### SOURCE DATA

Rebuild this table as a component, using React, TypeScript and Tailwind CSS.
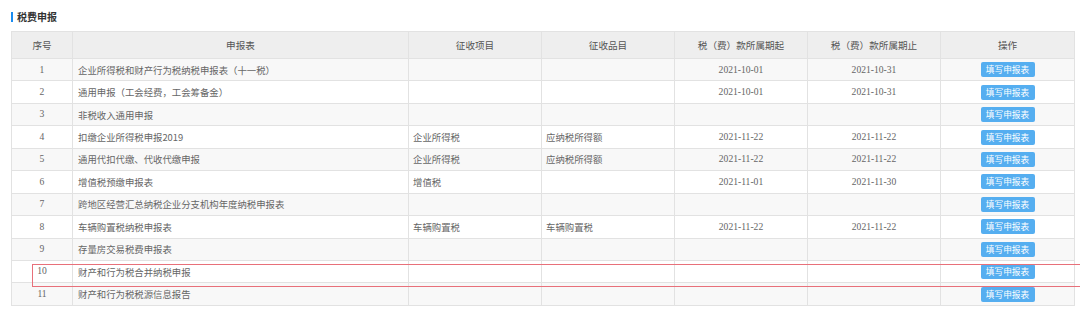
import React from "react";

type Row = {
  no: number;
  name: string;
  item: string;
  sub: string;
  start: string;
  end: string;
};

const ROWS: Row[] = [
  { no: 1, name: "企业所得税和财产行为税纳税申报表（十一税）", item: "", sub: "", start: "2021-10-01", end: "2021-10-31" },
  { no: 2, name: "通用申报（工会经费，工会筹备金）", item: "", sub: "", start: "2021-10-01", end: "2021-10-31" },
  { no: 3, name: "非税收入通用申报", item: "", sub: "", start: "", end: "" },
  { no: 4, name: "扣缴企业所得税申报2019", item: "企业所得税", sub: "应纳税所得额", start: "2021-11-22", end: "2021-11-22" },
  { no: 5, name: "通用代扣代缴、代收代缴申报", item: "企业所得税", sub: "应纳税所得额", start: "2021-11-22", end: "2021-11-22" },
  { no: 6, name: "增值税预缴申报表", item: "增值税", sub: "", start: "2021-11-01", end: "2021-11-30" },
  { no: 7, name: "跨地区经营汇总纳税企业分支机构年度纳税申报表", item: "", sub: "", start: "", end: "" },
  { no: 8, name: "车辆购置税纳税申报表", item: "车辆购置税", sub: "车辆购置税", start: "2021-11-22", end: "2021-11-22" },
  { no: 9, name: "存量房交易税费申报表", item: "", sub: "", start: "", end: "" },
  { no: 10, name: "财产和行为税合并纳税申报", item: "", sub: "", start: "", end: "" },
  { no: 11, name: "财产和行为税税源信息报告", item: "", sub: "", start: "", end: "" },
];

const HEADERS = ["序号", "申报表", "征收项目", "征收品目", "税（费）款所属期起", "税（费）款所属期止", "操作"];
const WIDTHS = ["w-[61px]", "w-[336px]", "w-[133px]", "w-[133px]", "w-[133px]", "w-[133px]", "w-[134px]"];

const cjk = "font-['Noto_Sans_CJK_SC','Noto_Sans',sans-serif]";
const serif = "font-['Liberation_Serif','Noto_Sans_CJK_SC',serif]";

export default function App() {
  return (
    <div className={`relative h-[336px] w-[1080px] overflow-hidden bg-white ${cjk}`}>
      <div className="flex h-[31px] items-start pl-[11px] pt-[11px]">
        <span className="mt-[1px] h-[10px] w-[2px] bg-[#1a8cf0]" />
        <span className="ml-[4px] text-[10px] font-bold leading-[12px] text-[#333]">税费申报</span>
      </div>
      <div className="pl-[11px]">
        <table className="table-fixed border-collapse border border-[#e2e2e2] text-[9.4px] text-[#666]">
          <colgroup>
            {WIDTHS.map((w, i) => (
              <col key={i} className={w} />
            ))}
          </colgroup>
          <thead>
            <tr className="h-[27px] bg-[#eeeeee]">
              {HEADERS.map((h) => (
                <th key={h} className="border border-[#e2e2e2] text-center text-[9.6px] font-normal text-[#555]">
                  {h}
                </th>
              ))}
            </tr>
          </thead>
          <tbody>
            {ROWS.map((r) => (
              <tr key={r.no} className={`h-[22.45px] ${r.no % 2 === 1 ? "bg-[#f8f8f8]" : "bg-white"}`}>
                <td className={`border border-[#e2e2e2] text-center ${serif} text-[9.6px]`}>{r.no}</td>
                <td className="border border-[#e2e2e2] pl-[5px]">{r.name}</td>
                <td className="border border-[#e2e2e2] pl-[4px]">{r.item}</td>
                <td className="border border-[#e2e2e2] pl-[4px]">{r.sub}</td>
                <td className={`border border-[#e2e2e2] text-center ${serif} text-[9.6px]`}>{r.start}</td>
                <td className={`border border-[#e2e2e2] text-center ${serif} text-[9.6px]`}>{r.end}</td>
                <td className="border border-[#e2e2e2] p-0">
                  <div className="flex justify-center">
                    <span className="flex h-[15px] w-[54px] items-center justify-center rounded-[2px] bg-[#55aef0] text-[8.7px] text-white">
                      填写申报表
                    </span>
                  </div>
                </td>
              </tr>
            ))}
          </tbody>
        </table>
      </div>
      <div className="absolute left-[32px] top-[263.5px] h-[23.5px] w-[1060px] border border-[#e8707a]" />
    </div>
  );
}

######

• _WHAT THE TASK ASKS_:
Reproduce the full material exactly, excluding the pictures.

• _PROBLEM SOLUTION_:
Rebuild this table as a component, using React, TypeScript and Tailwind CSS.
import React from "react";

type Row = {
  no: number;
  name: string;
  item: string;
  sub: string;
  start: string;
  end: string;
};

const ROWS: Row[] = [
  { no: 1, name: "企业所得税和财产行为税纳税申报表（十一税）", item: "", sub: "", start: "2021-10-01", end: "2021-10-31" },
  { no: 2, name: "通用申报（工会经费，工会筹备金）", item: "", sub: "", start: "2021-10-01", end: "2021-10-31" },
  { no: 3, name: "非税收入通用申报", item: "", sub: "", start: "", end: "" },
  { no: 4, name: "扣缴企业所得税申报2019", item: "企业所得税", sub: "应纳税所得额", start: "2021-11-22", end: "2021-11-22" },
  { no: 5, name: "通用代扣代缴、代收代缴申报", item: "企业所得税", sub: "应纳税所得额", start: "2021-11-22", end: "2021-11-22" },
  { no: 6, name: "增值税预缴申报表", item: "增值税", sub: "", start: "2021-11-01", end: "2021-11-30" },
  { no: 7, name: "跨地区经营汇总纳税企业分支机构年度纳税申报表", item: "", sub: "", start: "", end: "" },
  { no: 8, name: "车辆购置税纳税申报表", item: "车辆购置税", sub: "车辆购置税", start: "2021-11-22", end: "2021-11-22" },
  { no: 9, name: "存量房交易税费申报表", item: "", sub: "", start: "", end: "" },
  { no: 10, name: "财产和行为税合并纳税申报", item: "", sub: "", start: "", end: "" },
  { no: 11, name: "财产和行为税税源信息报告", item: "", sub: "", start: "", end: "" },
];

const HEADERS = ["序号", "申报表", "征收项目", "征收品目", "税（费）款所属期起", "税（费）款所属期止", "操作"];
const WIDTHS = ["w-[61px]", "w-[336px]", "w-[133px]", "w-[133px]", "w-[133px]", "w-[133px]", "w-[134px]"];

const cjk = "font-['Noto_Sans_CJK_SC','Noto_Sans',sans-serif]";
const serif = "font-['Liberation_Serif','Noto_Sans_CJK_SC',serif]";

export default function App() {
  return (
    <div className={`relative h-[336px] w-[1080px] overflow-hidden bg-white ${cjk}`}>
      <div className="flex h-[31px] items-start pl-[11px] pt-[11px]">
        <span className="mt-[1px] h-[10px] w-[2px] bg-[#1a8cf0]" />
        <span className="ml-[4px] text-[10px] font-bold leading-[12px] text-[#333]">税费申报</span>
      </div>
      <div className="pl-[11px]">
        <table className="table-fixed border-collapse border border-[#e2e2e2] text-[9.4px] text-[#666]">
          <colgroup>
            {WIDTHS.map((w, i) => (
              <col key={i} className={w} />
            ))}
          </colgroup>
          <thead>
            <tr className="h-[27px] bg-[#eeeeee]">
              {HEADERS.map((h) => (
                <th key={h} className="border border-[#e2e2e2] text-center text-[9.6px] font-normal text-[#555]">
                  {h}
                </th>
              ))}
            </tr>
          </thead>
          <tbody>
            {ROWS.map((r) => (
              <tr key={r.no} className={`h-[22.45px] ${r.no % 2 === 1 ? "bg-[#f8f8f8]" : "bg-white"}`}>
                <td className={`border border-[#e2e2e2] text-center ${serif} text-[9.6px]`}>{r.no}</td>
                <td className="border border-[#e2e2e2] pl-[5px]">{r.name}</td>
                <td className="border border-[#e2e2e2] pl-[4px]">{r.item}</td>
                <td className="border border-[#e2e2e2] pl-[4px]">{r.sub}</td>
                <td className={`border border-[#e2e2e2] text-center ${serif} text-[9.6px]`}>{r.start}</td>
                <td className={`border border-[#e2e2e2] text-center ${serif} text-[9.6px]`}>{r.end}</td>
                <td className="border border-[#e2e2e2] p-0">
                  <div className="flex justify-center">
                    <span className="flex h-[15px] w-[54px] items-center justify-center rounded-[2px] bg-[#55aef0] text-[8.7px] text-white">
                      填写申报表
                    </span>
                  </div>
                </td>
              </tr>
            ))}
          </tbody>
        </table>
      </div>
      <div className="absolute left-[32px] top-[263.5px] h-[23.5px] w-[1060px] border border-[#e8707a]" />
    </div>
  );
}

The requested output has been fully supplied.